### The task:
Output all the data exactly. Pictures do not belong in the copy.

- - - - - - -

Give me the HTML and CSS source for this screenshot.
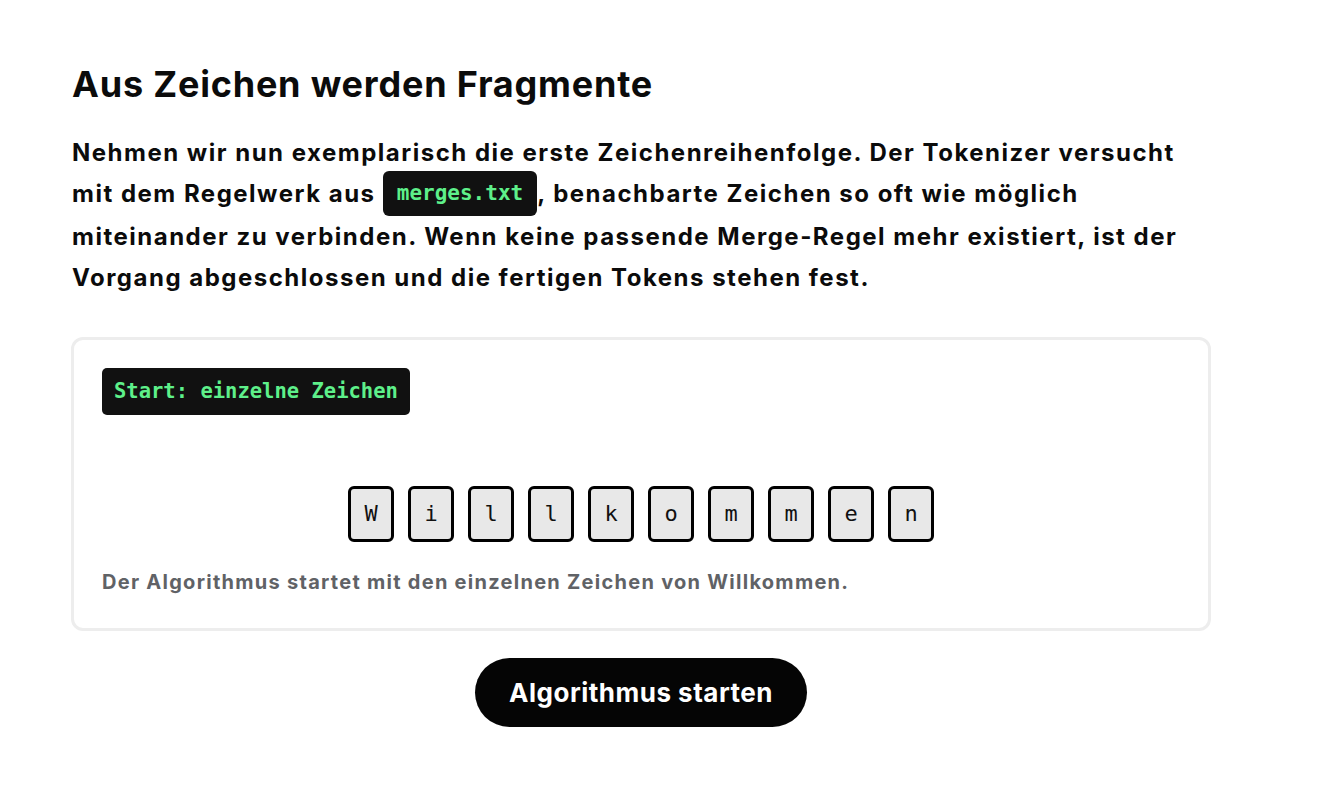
FILE: index.html
```html
<!DOCTYPE html>
<html lang="de">
<head>
<meta charset="utf-8">
<link rel="stylesheet" href="styles.css">
</head>
<body>
<main class="section">
  <h2 class="title">Aus Zeichen werden Fragmente</h2>
  <p class="lead">Nehmen wir nun exemplarisch die erste Zeichenreihenfolge. Der Tokenizer versucht mit dem Regelwerk aus <code class="code">merges.txt</code>, benachbarte Zeichen so oft wie möglich miteinander zu verbinden. Wenn keine passende Merge-Regel mehr existiert, ist der Vorgang abgeschlossen und die fertigen Tokens stehen fest.</p>
  <div class="card">
    <div class="step-label">Start: einzelne Zeichen</div>
    <div class="tokens">
      <span class="tok">W</span><span class="tok">i</span><span class="tok">l</span><span class="tok">l</span><span class="tok">k</span><span class="tok">o</span><span class="tok">m</span><span class="tok">m</span><span class="tok">e</span><span class="tok">n</span>
    </div>
    <p class="caption">Der Algorithmus startet mit den einzelnen Zeichen von Willkommen.</p>
  </div>
  <div class="actions">
    <button class="btn">Algorithmus starten</button>
  </div>
</main>
</body>
</html>
```

FILE: styles.css
```css
* { box-sizing: border-box; }
html, body { margin: 0; padding: 0; background: #fff; }
body {
  font-family: Inter, "Liberation Sans", sans-serif;
  color: #0b0b0b;
}
.section {
  width: 1140px;
  margin-left: 71px;
  padding-top: 60px;
}
.title {
  margin: 0 0 0 1px;
  font-size: 36px;
  font-weight: 700;
  line-height: 48px;
  letter-spacing: 0.8px;
}
.lead {
  margin: 24px 0 0 1px;
  font-size: 24px;
  font-weight: 700;
  line-height: 41px;
  letter-spacing: 1.5px;
}
.code {
  display: inline-block;
  background: #111;
  color: #5ef08a;
  font-family: "DejaVu Sans Mono", "Liberation Mono", monospace;
  font-weight: 700;
  font-size: 21px;
  line-height: 45px;
  letter-spacing: 0;
  padding: 0 14px;
  border-radius: 6px;
  vertical-align: middle;
  margin-top: -4px;
}
.card {
  margin-top: 39px;
  border: 3px solid #ededed;
  border-radius: 12px;
  padding: 28px 28px 32px;
}
.step-label {
  display: inline-block;
  background: #111;
  color: #5ef08a;
  font-family: "DejaVu Sans Mono", "Liberation Mono", monospace;
  font-weight: 700;
  font-size: 20.5px;
  line-height: 47px;
  padding: 0 12px;
  border-radius: 5px;
}
.tokens {
  display: flex;
  justify-content: center;
  gap: 14px;
  margin-top: 71px;
}
.tok {
  width: 46px;
  height: 56px;
  border: 3px solid #000;
  border-radius: 6px;
  background: #e8e8e8;
  display: flex;
  align-items: center;
  justify-content: center;
  font-family: "DejaVu Sans Mono", "Liberation Mono", monospace;
  font-size: 22px;
  color: #111;
}
.caption {
  margin: 26px 0 0;
  font-size: 20px;
  font-weight: 700;
  color: #606266;
  line-height: 28px;
  letter-spacing: 1.27px;
}
.actions {
  display: flex;
  justify-content: center;
  margin-top: 27px;
}
.btn {
  background: #050505;
  color: #fff;
  border: none;
  border-radius: 35px;
  height: 69px;
  padding: 0 34px;
  font-family: Inter, "Liberation Sans", sans-serif;
  font-weight: 700;
  font-size: 26px;
  letter-spacing: 0.5px;
  cursor: pointer;
}
```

- - - - - - -

### Answer to this problem:
Give me the HTML and CSS source for this screenshot.
FILE: index.html
```html
<!DOCTYPE html>
<html lang="de">
<head>
<meta charset="utf-8">
<link rel="stylesheet" href="styles.css">
</head>
<body>
<main class="section">
  <h2 class="title">Aus Zeichen werden Fragmente</h2>
  <p class="lead">Nehmen wir nun exemplarisch die erste Zeichenreihenfolge. Der Tokenizer versucht mit dem Regelwerk aus <code class="code">merges.txt</code>, benachbarte Zeichen so oft wie möglich miteinander zu verbinden. Wenn keine passende Merge-Regel mehr existiert, ist der Vorgang abgeschlossen und die fertigen Tokens stehen fest.</p>
  <div class="card">
    <div class="step-label">Start: einzelne Zeichen</div>
    <div class="tokens">
      <span class="tok">W</span><span class="tok">i</span><span class="tok">l</span><span class="tok">l</span><span class="tok">k</span><span class="tok">o</span><span class="tok">m</span><span class="tok">m</span><span class="tok">e</span><span class="tok">n</span>
    </div>
    <p class="caption">Der Algorithmus startet mit den einzelnen Zeichen von Willkommen.</p>
  </div>
  <div class="actions">
    <button class="btn">Algorithmus starten</button>
  </div>
</main>
</body>
</html>
```

FILE: styles.css
```css
* { box-sizing: border-box; }
html, body { margin: 0; padding: 0; background: #fff; }
body {
  font-family: Inter, "Liberation Sans", sans-serif;
  color: #0b0b0b;
}
.section {
  width: 1140px;
  margin-left: 71px;
  padding-top: 60px;
}
.title {
  margin: 0 0 0 1px;
  font-size: 36px;
  font-weight: 700;
  line-height: 48px;
  letter-spacing: 0.8px;
}
.lead {
  margin: 24px 0 0 1px;
  font-size: 24px;
  font-weight: 700;
  line-height: 41px;
  letter-spacing: 1.5px;
}
.code {
  display: inline-block;
  background: #111;
  color: #5ef08a;
  font-family: "DejaVu Sans Mono", "Liberation Mono", monospace;
  font-weight: 700;
  font-size: 21px;
  line-height: 45px;
  letter-spacing: 0;
  padding: 0 14px;
  border-radius: 6px;
  vertical-align: middle;
  margin-top: -4px;
}
.card {
  margin-top: 39px;
  border: 3px solid #ededed;
  border-radius: 12px;
  padding: 28px 28px 32px;
}
.step-label {
  display: inline-block;
  background: #111;
  color: #5ef08a;
  font-family: "DejaVu Sans Mono", "Liberation Mono", monospace;
  font-weight: 700;
  font-size: 20.5px;
  line-height: 47px;
  padding: 0 12px;
  border-radius: 5px;
}
.tokens {
  display: flex;
  justify-content: center;
  gap: 14px;
  margin-top: 71px;
}
.tok {
  width: 46px;
  height: 56px;
  border: 3px solid #000;
  border-radius: 6px;
  background: #e8e8e8;
  display: flex;
  align-items: center;
  justify-content: center;
  font-family: "DejaVu Sans Mono", "Liberation Mono", monospace;
  font-size: 22px;
  color: #111;
}
.caption {
  margin: 26px 0 0;
  font-size: 20px;
  font-weight: 700;
  color: #606266;
  line-height: 28px;
  letter-spacing: 1.27px;
}
.actions {
  display: flex;
  justify-content: center;
  margin-top: 27px;
}
.btn {
  background: #050505;
  color: #fff;
  border: none;
  border-radius: 35px;
  height: 69px;
  padding: 0 34px;
  font-family: Inter, "Liberation Sans", sans-serif;
  font-weight: 700;
  font-size: 26px;
  letter-spacing: 0.5px;
  cursor: pointer;
}
```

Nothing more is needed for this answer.